Gaza on the Brink: UN Agencies Warn Famine Thresholds Surpassed as Malnutrition Soars Among Children.
NEW YORK/ROME:
The Gaza Strip is teetering on the edge of a full-scale famine, with key food security and nutrition indicators surpassing critical thresholds, according to a stark warning issued today by three United Nations agencies — the World Food Programme (WFP), UNICEF, and the Food and Agriculture Organization (FAO).
Data from the Integrated Food Security Phase Classification (IPC) Alert, the internationally recognized system for measuring food crises, shows that two out of three core famine thresholds — extreme food consumption gaps and acute malnutrition — have now been breached in parts of Gaza. The third threshold — starvation-related deaths — is suspected to be rising but remains difficult to verify due to near-total collapse of Gaza’s health infrastructure.
“People Are Already Dying of Hunger”
“The unbearable suffering of the people of Gaza is already clear for the world to see,” said WFP Executive Director Cindy McCain. “We need to flood Gaza with large-scale food aid, immediately and without obstruction… People are already dying of malnutrition, and the longer we wait, the higher the death toll will rise.”
The agencies stressed that famine is not a distant threat — it is an unfolding reality. More than 500,000 people, or nearly a quarter of Gaza’s population, are experiencing famine-like conditions. An additional 75% of the population is classified at emergency levels of hunger, according to the IPC Alert.
Hunger and Malnutrition Skyrocket Among Children
The situation for Gaza’s youngest residents is especially grim. Rates of acute malnutrition among children under five in Gaza City have quadrupled since February, rising to 16.5%. As of July, more than 320,000 children — virtually every child under five in Gaza — is at risk of acute malnutrition.
“This is the deadliest form of hunger, and we are seeing it increase at an alarming rate,” said UNICEF Executive Director Catherine Russell. “We need immediate, safe and unhindered humanitarian access across Gaza… Without it, parents will remain powerless to save their children from a condition we know how to treat and prevent.”
In June alone, 6,500 children were admitted for treatment for malnutrition — the highest monthly number since the conflict began. In July, 5,000 more cases were reported in just the first two weeks. Fewer than 15% of essential nutrition treatment services remain functional in the Strip.
Food and Water Are Scarce — And Access is Blocked
The food crisis in Gaza is not caused by the absence of food but by the inability to access it, the UN warns. Conflict, collapsed local food systems, and severe restrictions on humanitarian access have left families unable to feed themselves or access even basic assistance.
More than 39% of Gaza’s population is now going entire days without food. Meanwhile, fuel shortages, water scarcity, and severed supply chains have crippled what remains of Gaza’s agricultural and food distribution infrastructure.
“People are starving not because food is unavailable, but because access is blocked,” said FAO Director-General QU Dongyu. “We urgently need safe and sustained humanitarian access and immediate support to restore local food production and livelihoods.”
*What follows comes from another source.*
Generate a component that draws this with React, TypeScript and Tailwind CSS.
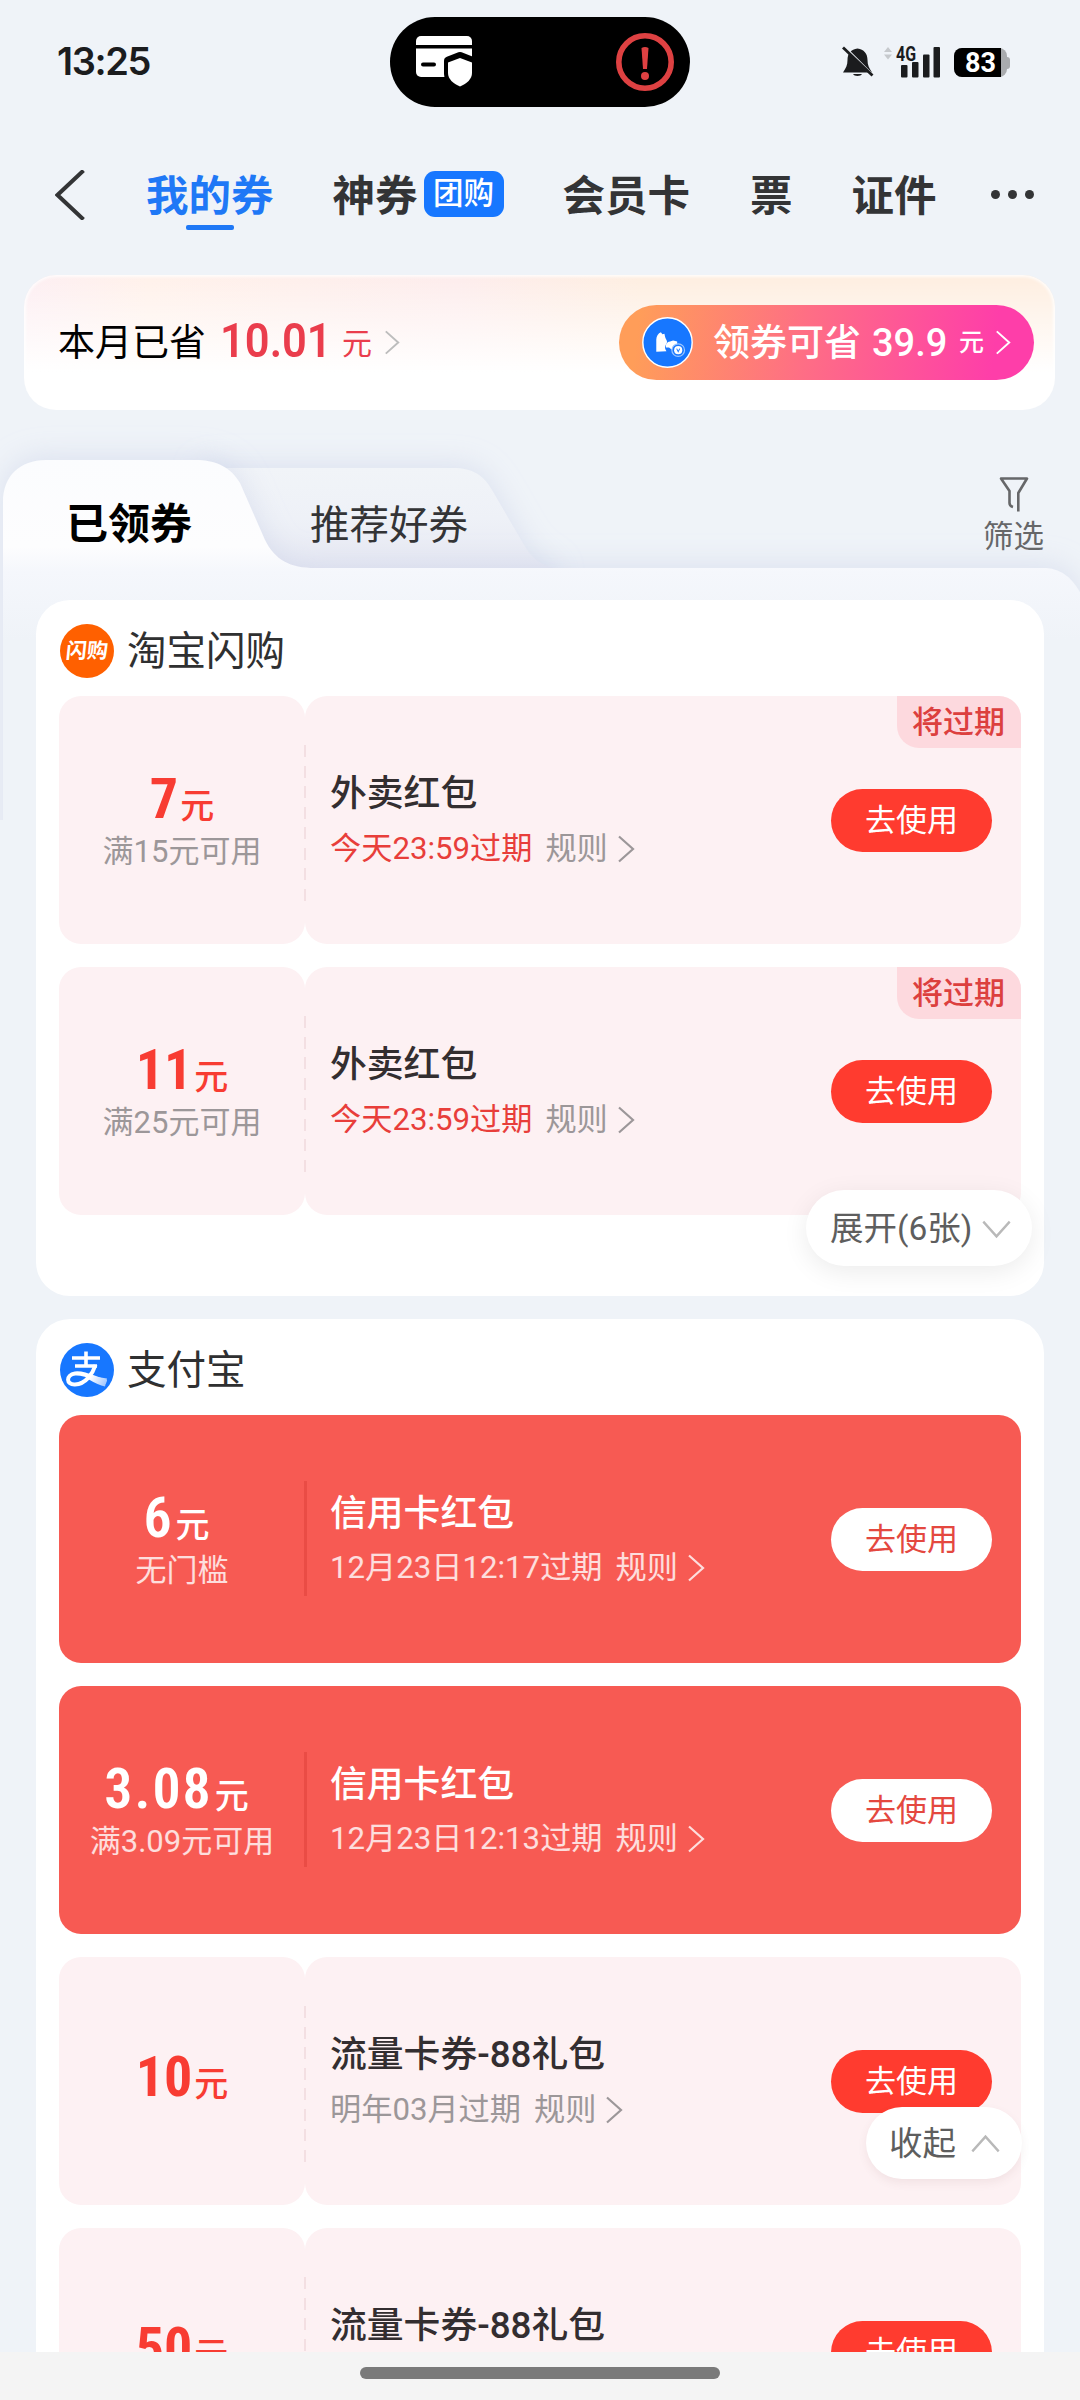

What’s Needed to Prevent Famine Now
To meet basic humanitarian food and nutrition needs in Gaza, over 62,000 tons of life-saving aid are required every month. This must be complemented by the resumption of commercial imports, including fresh fruits, vegetables, dairy, and protein sources such as meat and fish — all essential to a diverse and healthy diet.
The UN agencies also call for:
- An immediate and sustained ceasefire, to halt violence and allow humanitarian operations.
- Safe and unimpeded humanitarian access, including the full use of all border crossings and secure humanitarian corridors.
- Revival of commercial supply chains, to restore local markets and bakeries.
- Protection of civilians and humanitarian workers, and urgent efforts to restore basic services, especially water, health, and sanitation infrastructure.
- Investment in long-term recovery, including agriculture, fisheries, and market rehabilitation, to rebuild Gaza’s shattered food system.
Despite limited humanitarian pauses and partial border openings, aid flows into Gaza remain a fraction of what is needed to prevent starvation. Thousands of lives — especially those of children — now depend on whether the global community acts swiftly and decisively.